- **Exercise**:
Quote the listing below in full and exactly as written, but omit every picture.

- **Source excerpt**:

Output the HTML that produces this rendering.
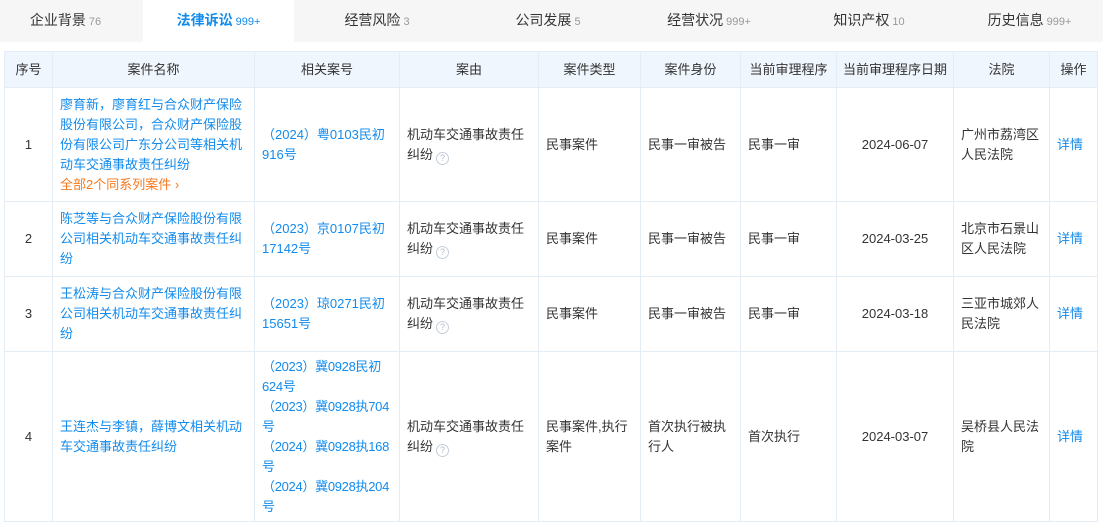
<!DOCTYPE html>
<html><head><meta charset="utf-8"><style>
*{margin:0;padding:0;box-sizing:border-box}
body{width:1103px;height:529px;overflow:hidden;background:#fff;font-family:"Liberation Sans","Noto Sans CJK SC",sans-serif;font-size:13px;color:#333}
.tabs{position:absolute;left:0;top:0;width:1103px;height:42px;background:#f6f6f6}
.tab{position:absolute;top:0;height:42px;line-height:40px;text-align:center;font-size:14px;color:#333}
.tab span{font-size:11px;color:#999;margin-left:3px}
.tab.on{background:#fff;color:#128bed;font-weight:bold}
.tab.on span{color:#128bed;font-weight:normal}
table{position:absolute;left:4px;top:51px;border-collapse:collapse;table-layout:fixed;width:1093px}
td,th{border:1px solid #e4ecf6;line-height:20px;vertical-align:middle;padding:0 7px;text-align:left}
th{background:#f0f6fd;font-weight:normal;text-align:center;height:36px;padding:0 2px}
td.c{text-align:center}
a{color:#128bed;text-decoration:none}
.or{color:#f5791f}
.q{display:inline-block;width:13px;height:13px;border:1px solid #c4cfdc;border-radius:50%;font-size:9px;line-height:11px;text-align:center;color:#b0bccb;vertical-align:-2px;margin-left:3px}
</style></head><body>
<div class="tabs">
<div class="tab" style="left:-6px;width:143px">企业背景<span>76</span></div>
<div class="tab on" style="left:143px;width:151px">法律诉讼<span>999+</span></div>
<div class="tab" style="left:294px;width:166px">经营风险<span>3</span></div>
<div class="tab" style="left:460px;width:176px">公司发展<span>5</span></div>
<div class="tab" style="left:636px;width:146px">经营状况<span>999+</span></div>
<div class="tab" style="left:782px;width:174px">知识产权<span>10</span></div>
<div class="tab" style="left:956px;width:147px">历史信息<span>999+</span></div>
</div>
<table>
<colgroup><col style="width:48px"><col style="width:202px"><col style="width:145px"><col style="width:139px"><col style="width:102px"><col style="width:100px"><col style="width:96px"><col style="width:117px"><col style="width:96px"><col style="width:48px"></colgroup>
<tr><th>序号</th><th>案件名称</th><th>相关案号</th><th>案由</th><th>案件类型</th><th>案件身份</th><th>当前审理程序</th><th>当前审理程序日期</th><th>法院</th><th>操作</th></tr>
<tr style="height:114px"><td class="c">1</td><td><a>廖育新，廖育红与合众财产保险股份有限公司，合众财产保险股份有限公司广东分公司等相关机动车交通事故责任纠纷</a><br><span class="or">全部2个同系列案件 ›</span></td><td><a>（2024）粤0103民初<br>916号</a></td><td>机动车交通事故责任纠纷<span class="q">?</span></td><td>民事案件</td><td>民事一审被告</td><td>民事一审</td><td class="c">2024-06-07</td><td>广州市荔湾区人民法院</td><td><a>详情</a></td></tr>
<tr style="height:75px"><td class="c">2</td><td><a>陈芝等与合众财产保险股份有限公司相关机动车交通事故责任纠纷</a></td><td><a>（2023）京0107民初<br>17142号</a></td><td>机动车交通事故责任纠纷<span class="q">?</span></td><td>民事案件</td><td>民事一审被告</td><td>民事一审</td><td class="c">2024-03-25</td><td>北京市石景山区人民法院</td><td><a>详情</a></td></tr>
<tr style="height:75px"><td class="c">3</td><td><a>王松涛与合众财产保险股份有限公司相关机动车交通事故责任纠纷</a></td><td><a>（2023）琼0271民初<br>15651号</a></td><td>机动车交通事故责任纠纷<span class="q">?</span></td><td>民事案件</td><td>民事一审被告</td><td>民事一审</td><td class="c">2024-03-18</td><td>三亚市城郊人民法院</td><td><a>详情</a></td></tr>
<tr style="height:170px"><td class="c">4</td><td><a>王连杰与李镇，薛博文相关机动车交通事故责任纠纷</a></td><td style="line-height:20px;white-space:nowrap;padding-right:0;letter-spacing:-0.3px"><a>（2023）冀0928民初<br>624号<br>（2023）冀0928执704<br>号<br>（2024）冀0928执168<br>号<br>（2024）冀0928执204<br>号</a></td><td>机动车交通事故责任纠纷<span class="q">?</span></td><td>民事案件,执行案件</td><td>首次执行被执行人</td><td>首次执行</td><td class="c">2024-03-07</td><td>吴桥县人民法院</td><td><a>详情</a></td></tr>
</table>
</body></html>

- **The solution**:
Output the HTML that produces this rendering.
<!DOCTYPE html>
<html><head><meta charset="utf-8"><style>
*{margin:0;padding:0;box-sizing:border-box}
body{width:1103px;height:529px;overflow:hidden;background:#fff;font-family:"Liberation Sans","Noto Sans CJK SC",sans-serif;font-size:13px;color:#333}
.tabs{position:absolute;left:0;top:0;width:1103px;height:42px;background:#f6f6f6}
.tab{position:absolute;top:0;height:42px;line-height:40px;text-align:center;font-size:14px;color:#333}
.tab span{font-size:11px;color:#999;margin-left:3px}
.tab.on{background:#fff;color:#128bed;font-weight:bold}
.tab.on span{color:#128bed;font-weight:normal}
table{position:absolute;left:4px;top:51px;border-collapse:collapse;table-layout:fixed;width:1093px}
td,th{border:1px solid #e4ecf6;line-height:20px;vertical-align:middle;padding:0 7px;text-align:left}
th{background:#f0f6fd;font-weight:normal;text-align:center;height:36px;padding:0 2px}
td.c{text-align:center}
a{color:#128bed;text-decoration:none}
.or{color:#f5791f}
.q{display:inline-block;width:13px;height:13px;border:1px solid #c4cfdc;border-radius:50%;font-size:9px;line-height:11px;text-align:center;color:#b0bccb;vertical-align:-2px;margin-left:3px}
</style></head><body>
<div class="tabs">
<div class="tab" style="left:-6px;width:143px">企业背景<span>76</span></div>
<div class="tab on" style="left:143px;width:151px">法律诉讼<span>999+</span></div>
<div class="tab" style="left:294px;width:166px">经营风险<span>3</span></div>
<div class="tab" style="left:460px;width:176px">公司发展<span>5</span></div>
<div class="tab" style="left:636px;width:146px">经营状况<span>999+</span></div>
<div class="tab" style="left:782px;width:174px">知识产权<span>10</span></div>
<div class="tab" style="left:956px;width:147px">历史信息<span>999+</span></div>
</div>
<table>
<colgroup><col style="width:48px"><col style="width:202px"><col style="width:145px"><col style="width:139px"><col style="width:102px"><col style="width:100px"><col style="width:96px"><col style="width:117px"><col style="width:96px"><col style="width:48px"></colgroup>
<tr><th>序号</th><th>案件名称</th><th>相关案号</th><th>案由</th><th>案件类型</th><th>案件身份</th><th>当前审理程序</th><th>当前审理程序日期</th><th>法院</th><th>操作</th></tr>
<tr style="height:114px"><td class="c">1</td><td><a>廖育新，廖育红与合众财产保险股份有限公司，合众财产保险股份有限公司广东分公司等相关机动车交通事故责任纠纷</a><br><span class="or">全部2个同系列案件 ›</span></td><td><a>（2024）粤0103民初<br>916号</a></td><td>机动车交通事故责任纠纷<span class="q">?</span></td><td>民事案件</td><td>民事一审被告</td><td>民事一审</td><td class="c">2024-06-07</td><td>广州市荔湾区人民法院</td><td><a>详情</a></td></tr>
<tr style="height:75px"><td class="c">2</td><td><a>陈芝等与合众财产保险股份有限公司相关机动车交通事故责任纠纷</a></td><td><a>（2023）京0107民初<br>17142号</a></td><td>机动车交通事故责任纠纷<span class="q">?</span></td><td>民事案件</td><td>民事一审被告</td><td>民事一审</td><td class="c">2024-03-25</td><td>北京市石景山区人民法院</td><td><a>详情</a></td></tr>
<tr style="height:75px"><td class="c">3</td><td><a>王松涛与合众财产保险股份有限公司相关机动车交通事故责任纠纷</a></td><td><a>（2023）琼0271民初<br>15651号</a></td><td>机动车交通事故责任纠纷<span class="q">?</span></td><td>民事案件</td><td>民事一审被告</td><td>民事一审</td><td class="c">2024-03-18</td><td>三亚市城郊人民法院</td><td><a>详情</a></td></tr>
<tr style="height:170px"><td class="c">4</td><td><a>王连杰与李镇，薛博文相关机动车交通事故责任纠纷</a></td><td style="line-height:20px;white-space:nowrap;padding-right:0;letter-spacing:-0.3px"><a>（2023）冀0928民初<br>624号<br>（2023）冀0928执704<br>号<br>（2024）冀0928执168<br>号<br>（2024）冀0928执204<br>号</a></td><td>机动车交通事故责任纠纷<span class="q">?</span></td><td>民事案件,执行案件</td><td>首次执行被执行人</td><td>首次执行</td><td class="c">2024-03-07</td><td>吴桥县人民法院</td><td><a>详情</a></td></tr>
</table>
</body></html>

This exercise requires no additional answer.